Email verification protocol(github.com)
135 points | 104 commentspage 2
meonkeys 14 hours ago|
Skimming that I'm thinking yes, sure, why not, but this repo is missing useful context. Who are you, authors? Why should I bother learning this protocol? Is anyone using or going to use this? If it's new, has it been shopped around at conferences? Any related research?
hastamelo 14 hours ago|
author:

https://www.w3.org/community/wicg/

https://wicg.io/

hirsin 6 hours ago||
And specifically Sam goto (Google, fedcm) and Dick Hardt (hello, oauth2 spec writer).

This was originally thought up a couple (5-6) years ago along side fedcm and privacy sandbox, but before SD-jwt was full baked, so it wasn't as clean. The use of SD-jwt is much better for privacy.

nine_k 10 hours ago||
This is sort of missing the point of email verification. It's to test that the email from this particular site is deliverable and visible to the user, not just that it's a legitimate address known to work by some third party.
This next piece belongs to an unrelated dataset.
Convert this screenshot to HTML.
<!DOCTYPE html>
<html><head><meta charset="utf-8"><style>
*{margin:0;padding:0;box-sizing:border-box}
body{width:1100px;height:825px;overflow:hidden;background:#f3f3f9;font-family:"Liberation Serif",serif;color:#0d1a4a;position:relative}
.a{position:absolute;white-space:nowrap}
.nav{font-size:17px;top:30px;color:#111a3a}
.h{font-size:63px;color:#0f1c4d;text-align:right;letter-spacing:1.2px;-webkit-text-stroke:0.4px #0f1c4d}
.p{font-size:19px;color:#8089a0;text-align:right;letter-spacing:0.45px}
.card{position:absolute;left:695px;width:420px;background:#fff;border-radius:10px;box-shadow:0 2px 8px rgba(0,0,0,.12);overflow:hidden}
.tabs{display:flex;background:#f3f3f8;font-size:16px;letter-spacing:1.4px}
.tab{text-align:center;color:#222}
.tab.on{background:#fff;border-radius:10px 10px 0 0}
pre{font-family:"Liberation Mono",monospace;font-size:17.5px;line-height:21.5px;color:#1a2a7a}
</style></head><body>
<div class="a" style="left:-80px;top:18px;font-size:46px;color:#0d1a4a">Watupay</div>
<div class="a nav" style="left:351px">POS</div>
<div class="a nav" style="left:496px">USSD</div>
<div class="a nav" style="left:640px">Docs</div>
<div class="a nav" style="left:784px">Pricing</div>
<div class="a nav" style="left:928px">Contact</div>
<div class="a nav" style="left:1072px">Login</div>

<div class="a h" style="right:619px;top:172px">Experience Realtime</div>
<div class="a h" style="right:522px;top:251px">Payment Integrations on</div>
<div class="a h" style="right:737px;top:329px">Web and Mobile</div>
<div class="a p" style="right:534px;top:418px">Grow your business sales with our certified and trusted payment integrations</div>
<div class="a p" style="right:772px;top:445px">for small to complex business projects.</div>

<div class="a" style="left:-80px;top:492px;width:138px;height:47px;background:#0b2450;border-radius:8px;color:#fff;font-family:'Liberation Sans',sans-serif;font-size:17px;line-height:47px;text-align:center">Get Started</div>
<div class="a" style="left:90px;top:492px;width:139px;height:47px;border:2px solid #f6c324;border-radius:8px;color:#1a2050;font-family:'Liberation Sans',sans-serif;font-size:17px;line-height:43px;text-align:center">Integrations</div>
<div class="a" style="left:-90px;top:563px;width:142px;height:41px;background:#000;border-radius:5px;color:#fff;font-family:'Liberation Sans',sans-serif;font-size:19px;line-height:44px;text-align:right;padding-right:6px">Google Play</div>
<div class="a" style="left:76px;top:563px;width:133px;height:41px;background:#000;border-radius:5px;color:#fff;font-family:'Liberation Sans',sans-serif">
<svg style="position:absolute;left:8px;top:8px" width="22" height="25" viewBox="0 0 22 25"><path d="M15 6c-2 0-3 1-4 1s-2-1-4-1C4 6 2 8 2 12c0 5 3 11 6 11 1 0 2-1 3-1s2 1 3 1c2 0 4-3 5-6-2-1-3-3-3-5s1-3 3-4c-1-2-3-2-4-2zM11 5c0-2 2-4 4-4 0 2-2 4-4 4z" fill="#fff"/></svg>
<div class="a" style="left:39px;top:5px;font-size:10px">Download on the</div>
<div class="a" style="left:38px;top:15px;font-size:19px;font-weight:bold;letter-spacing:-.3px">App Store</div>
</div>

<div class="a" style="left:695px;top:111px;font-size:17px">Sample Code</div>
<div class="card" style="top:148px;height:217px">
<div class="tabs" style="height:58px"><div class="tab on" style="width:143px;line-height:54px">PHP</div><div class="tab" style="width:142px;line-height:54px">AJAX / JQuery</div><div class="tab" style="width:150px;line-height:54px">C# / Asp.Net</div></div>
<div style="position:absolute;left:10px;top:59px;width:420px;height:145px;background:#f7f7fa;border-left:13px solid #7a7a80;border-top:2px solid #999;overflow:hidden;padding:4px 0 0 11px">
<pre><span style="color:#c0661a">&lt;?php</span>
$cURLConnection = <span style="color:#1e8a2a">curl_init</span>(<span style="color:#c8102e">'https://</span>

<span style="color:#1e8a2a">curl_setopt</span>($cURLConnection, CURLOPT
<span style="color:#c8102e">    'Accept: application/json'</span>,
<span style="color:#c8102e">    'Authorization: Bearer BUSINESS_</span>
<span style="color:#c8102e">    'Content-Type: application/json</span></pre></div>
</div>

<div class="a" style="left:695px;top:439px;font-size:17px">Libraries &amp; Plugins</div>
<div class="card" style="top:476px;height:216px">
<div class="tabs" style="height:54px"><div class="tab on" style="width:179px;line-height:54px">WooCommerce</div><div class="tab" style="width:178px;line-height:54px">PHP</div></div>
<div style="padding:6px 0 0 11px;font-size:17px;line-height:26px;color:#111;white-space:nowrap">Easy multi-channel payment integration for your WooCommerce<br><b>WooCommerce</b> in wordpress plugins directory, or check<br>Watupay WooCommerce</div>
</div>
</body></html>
A user may make a typo in the email, and that email might still be a valid email know to work (but for another, unrelated person). The user's email agent (such as GMail or Outlook) can mark the email unimportant and make it hard to notice, or even mark as spam. All these issues are much better to find out and iron out before the user sees themself unable to communicate, or successfully bound to an email they cannot access.
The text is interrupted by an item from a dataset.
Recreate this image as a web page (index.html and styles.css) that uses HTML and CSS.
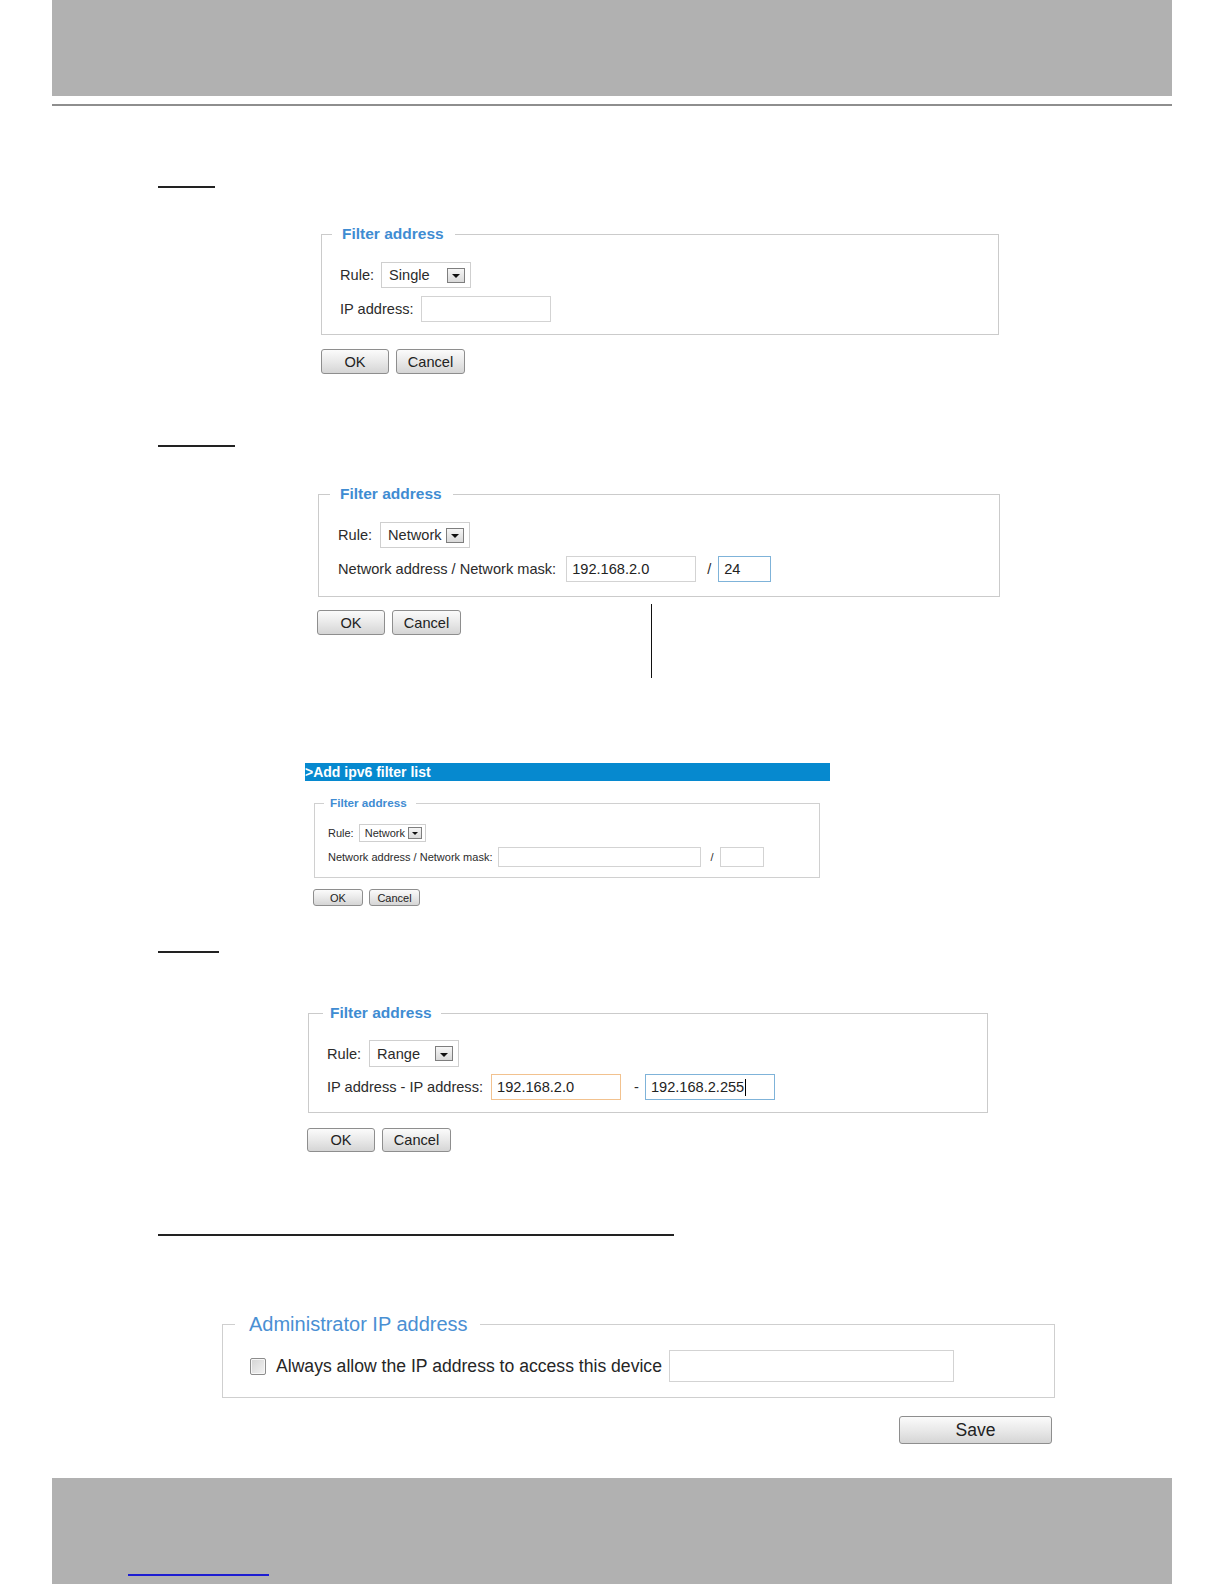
FILE: index.html
```html
<!DOCTYPE html>
<html lang="en">
<head>
<meta charset="utf-8">
<title>Access list – filter address</title>
<link rel="stylesheet" href="styles.css">
</head>
<body>
<div class="page">
  <div class="band band-top"></div>
  <div class="top-rule"></div>

  <div class="uline uline-1"></div>
  <div class="shot lg shot-1">
    <fieldset class="fs">
      <legend>Filter address</legend>
      <div class="row">
        <span class="lbl">Rule:</span>
        <div class="sel"><span class="sel-text">Single</span><i class="drop"></i></div>
      </div>
      <div class="row">
        <span class="lbl">IP address:</span>
        <div class="inp inp-ip"></div>
      </div>
    </fieldset>
    <div class="btns"><button class="btn btn-ok">OK</button><button class="btn btn-cancel">Cancel</button></div>
  </div>

  <div class="uline uline-2"></div>
  <div class="shot lg shot-2">
    <fieldset class="fs">
      <legend>Filter address</legend>
      <div class="row">
        <span class="lbl">Rule:</span>
        <div class="sel"><span class="sel-text">Network</span><i class="drop"></i></div>
      </div>
      <div class="row">
        <span class="lbl lbl-net">Network address / Network mask:</span>
        <div class="inp inp-ip">192.168.2.0</div>
        <span class="sep sep-slash">/</span>
        <div class="inp inp-mask focus-blue">24</div>
      </div>
    </fieldset>
    <div class="btns"><button class="btn btn-ok">OK</button><button class="btn btn-cancel">Cancel</button></div>
    <div class="callout"></div>
  </div>

  <div class="shot sm shot-3">
    <div class="bar">&gt;Add ipv6 filter list</div>
    <fieldset class="fs">
      <legend>Filter address</legend>
      <div class="row row-1">
        <span class="lbl">Rule:</span>
        <div class="sel"><span class="sel-text">Network</span><i class="drop"></i></div>
      </div>
      <div class="row row-2">
        <span class="lbl">Network address / Network mask:</span>
        <div class="inp inp-ip"></div>
        <span class="sep sep-slash">/</span>
        <div class="inp inp-mask"></div>
      </div>
    </fieldset>
    <div class="btns"><button class="btn btn-ok">OK</button><button class="btn btn-cancel">Cancel</button></div>
  </div>

  <div class="uline uline-3"></div>
  <div class="shot lg shot-4">
    <fieldset class="fs">
      <legend>Filter address</legend>
      <div class="row row-1">
        <span class="lbl">Rule:</span>
        <div class="sel"><span class="sel-text">Range</span><i class="drop"></i></div>
      </div>
      <div class="row">
        <span class="lbl">IP address - IP address:</span>
        <div class="inp inp-ip focus-orange">192.168.2.0</div>
        <span class="sep sep-dash">-</span>
        <div class="inp inp-ip focus-blue">192.168.2.255<span class="caret"></span></div>
      </div>
    </fieldset>
    <div class="btns"><button class="btn btn-ok">OK</button><button class="btn btn-cancel">Cancel</button></div>
  </div>

  <div class="uline uline-4"></div>
  <div class="shot admin">
    <fieldset class="fs">
      <legend>Administrator IP address</legend>
      <div class="row">
        <span class="check"></span>
        <span class="lbl">Always allow the IP address to access this device</span>
        <div class="inp inp-admin"></div>
      </div>
    </fieldset>
    <div class="save-row"><button class="btn btn-save">Save</button></div>
  </div>

  <div class="band band-bottom"><div class="foot-link"></div></div>
</div>
</body>
</html>
```

FILE: styles.css
```css
* { box-sizing: border-box; }

body {
  margin: 0;
  background: #ffffff;
  font-family: "Liberation Sans", Arial, sans-serif;
  color: #2b2b2b;
}

.page { width: 1224px; }

/* grey page bands */
.band { margin-left: 52px; width: 1120px; background: #b1b1b1; }
.band-top { height: 96px; }
.band-bottom { margin-top: 34px; height: 106px; padding: 96px 0 0 76px; }
.foot-link { width: 141px; height: 2px; background: #1d1dd2; }
.top-rule { margin: 8px 0 0 52px; width: 1120px; height: 2px; background: #8e8e8e; }

/* underlined headings */
.uline { height: 2px; background: #222; margin-left: 158px; }
.uline-1 { margin-top: 80px; width: 57px; }
.uline-2 { margin-top: 71px; width: 77px; }
.uline-3 { margin-top: 45px; width: 61px; }
.uline-4 { margin-top: 82px; width: 516px; }

/* generic screenshot pieces */
.fs { margin: 0; min-width: 0; border: 1px solid #cbcbcb; }
.fs legend { font-weight: bold; color: #3f8cd2; white-space: nowrap; }
.row { display: flex; align-items: center; }
.lbl { white-space: nowrap; }

.sel { display: flex; align-items: center; border: 1px solid #cfcfcf; background: #fff; overflow: hidden; }
.sel-text { flex: 1; white-space: nowrap; }
.drop {
  display: flex; align-items: center; justify-content: center;
  border: 1px solid #7e7e7e;
  background: linear-gradient(#f6f6f6, #d9d9d9);
}
.drop::after {
  content: "";
  width: 0; height: 0;
  border-left: 4px solid transparent;
  border-right: 4px solid transparent;
  border-top: 4px solid #111;
  margin-top: 2px;
}

.inp { display: flex; align-items: center; border: 1px solid #d3d3d3; background: #fff; color: #222; white-space: nowrap; }
.focus-blue { border-color: #7fb3d9; }
.focus-orange { border-color: #f2c28f; }
.caret { width: 1px; height: 17px; background: #000; margin-left: 1px; }

.btns { display: flex; }
.btn {
  font-family: inherit;
  color: #222;
  border: 1px solid #8e8e8e;
  border-radius: 3px;
  background: linear-gradient(#fbfbfb, #e9e9e9 50%, #d5d5d5);
  padding: 0;
}

/* large filter screenshots */
.lg { font-size: 14.6px; }
.lg .fs legend { font-size: 15.5px; line-height: 18px; margin-left: -8px; padding: 0 11px 0 10px; }
.lg .row { gap: 7px; }
.lg .row + .row { margin-top: 8px; }
.lg .sel { width: 90px; height: 26px; padding-left: 7px; }
.lg .drop { width: 18px; height: 15px; margin-right: 5px; }
.lg .inp { height: 26px; padding-left: 5px; }
.lg .inp-ip { width: 130px; }
.lg .inp-mask { width: 53px; }
.lg .btns { gap: 7px; }
.lg .btn { height: 25px; font-size: 14.6px; }
.lg .btn-ok { width: 68px; }
.lg .btn-cancel { width: 69px; }

.shot-1 { margin: 37px 0 0 321px; }
.shot-1 .fs { width: 678px; padding: 19px 14px 12px 18px; }
.shot-1 .btns { margin-top: 14px; }

.shot-2 { position: relative; margin: 38px 0 0 318px; }
.shot-2 .fs { width: 682px; padding: 19px 14px 14px 19px; }
.shot-2 .row { gap: 8px; }
.shot-2 .lbl-net { margin-right: 2px; }
.shot-2 .btns { margin-top: 13px; margin-left: -1px; }
.sep-slash { margin: 0 3px 0 3px; }
.shot-2 .sep { margin: 0 -1px 0 3px; }
.callout { position: absolute; left: 333px; top: 119px; width: 1px; height: 74px; background: #111; }

.shot-4 { margin: 51px 0 0 308px; }
.shot-4 .fs { width: 680px; padding: 18px 14px 12px 18px; }
.shot-4 .fs legend { margin-left: -4px; padding: 0 9px 0 7px; }
.shot-4 .row { gap: 8px; }
.shot-4 .row-1 .sel { height: 27px; }
.shot-4 .row + .row { margin-top: 7px; }
.shot-4 .sep-dash { margin: 0 -2px 0 5px; }
.shot-4 .btns { margin-top: 15px; margin-left: -1px; }
.shot-4 .btn { height: 24px; }

/* small ipv6 screenshot */
.sm { font-size: 11px; }
.shot-3 { margin: 128px 0 0 305px; }
.bar {
  width: 525px; height: 18px;
  background: #0689cf; color: #fff;
  font-weight: bold; font-size: 14px; line-height: 18px;
  white-space: nowrap;
}
.shot-3 .fs { margin: 15px 0 0 9px; width: 506px; padding: 14px 12px 10px 13px; border-color: #d0d0d0; }
.shot-3 .fs legend { font-size: 11.7px; line-height: 14px; margin-left: -4px; padding: 0 9px 0 6px; }
.shot-3 .row-1 { gap: 5px; height: 18px; }
.shot-3 .row-2 { gap: 6px; height: 20px; margin-top: 5px; }
.shot-3 .sel { width: 67px; height: 18px; padding-left: 5px; }
.shot-3 .drop { width: 14px; height: 12px; margin-right: 3px; }
.shot-3 .drop::after { border-left-width: 3px; border-right-width: 3px; border-top-width: 3px; margin-top: 1px; }
.shot-3 .inp { height: 20px; }
.shot-3 .inp-ip { width: 203px; }
.shot-3 .inp-mask { width: 44px; }
.shot-3 .sep-slash { margin: 0 0 0 3px; }
.shot-3 .btns { margin: 11px 0 0 8px; gap: 6px; }
.shot-3 .btn { height: 17px; font-size: 11px; }
.shot-3 .btn-ok { width: 50px; }
.shot-3 .btn-cancel { width: 51px; }

/* administrator section */
.admin { margin: 77px 0 0 222px; width: 833px; }
.admin .fs { width: 833px; padding: 14px 14px 15px 27px; border-color: #cfcfcf; }
.admin .fs legend { font-weight: normal; font-size: 20px; line-height: 23px; color: #4a8fd3; margin-left: -15px; padding: 0 12px 0 14px; }
.admin .lbl { font-size: 17.6px; color: #262626; margin: 0 7px 0 10px; }
.check {
  width: 16px; height: 17px;
  border: 1px solid #8c8c8c; border-radius: 2px;
  background: linear-gradient(135deg, #d4d4d4, #f3f3f3);
  box-shadow: inset 0 0 0 1px #f7f7f7;
}
.inp-admin { width: 285px; height: 32px; }
.save-row { display: flex; justify-content: flex-end; margin-top: 18px; padding-right: 3px; }
.btn-save { width: 153px; height: 28px; font-size: 17.5px; }
```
The whole point of email verification is to make certain that a channel of alternative communication exists for a case when the user would be unable to identify themself normally, for whatever reason. A working email alone is not always sufficient for successful credentials reset, but almost always it's much easier to when the user has it.

dcm360 8 hours ago|
> A user may make a typo in the email, and that email might still be a valid email know to work (but for another, unrelated person).

That won't verify. The issuer should check if the request has valid session cookies for the e-mail-address that should be verified. This also implies that it just won't work for any service that uses sessions with a short timeout.
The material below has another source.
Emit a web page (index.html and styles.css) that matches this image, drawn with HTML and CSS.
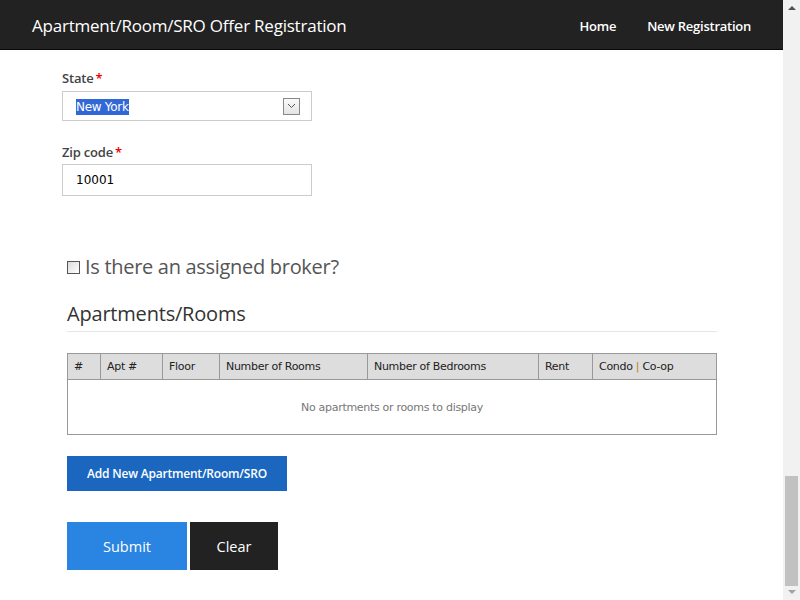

philipwhiuk 15 hours ago||
> User privacy is enhanced as the issuer does not learn which web application is making the request as the request is mediated by the browser.

This seems extremely marginal. The point of verifying an email address is to subsequently use it to send email.

callahad 9 hours ago|
I largely agree, but I still think there's a compelling argument that blinding the issuer implicitly precludes API gatekeeping or censorship. Sites wouldn't need to pre-register with any issuer, nor could the issuer refuse to provide tokens on the basis of where they'll be used.
ericpauley 15 hours ago||
Hard to see how this provides substantial benefits over OIDC. Either one requires support from the email provider, but one is already standardized and has widespread support.
kogir 14 hours ago|
OIDC is usually limited to a small selection of providers.
gethly 11 hours ago|||
Well the problem is simply user base. There is no point in being provider if you have 100 users. On the other hand, despite OIDC being standardised, there are way too many ways of implementing it. It is essentially impossible to have a "wildcard" support for OIDC providers. How do I know? I just implemented one myself. For example, providers usually support only one or very few authorisation flows, so in reality you would likely end up with a lot of failed attempts to sign up with some "3rd world" provider.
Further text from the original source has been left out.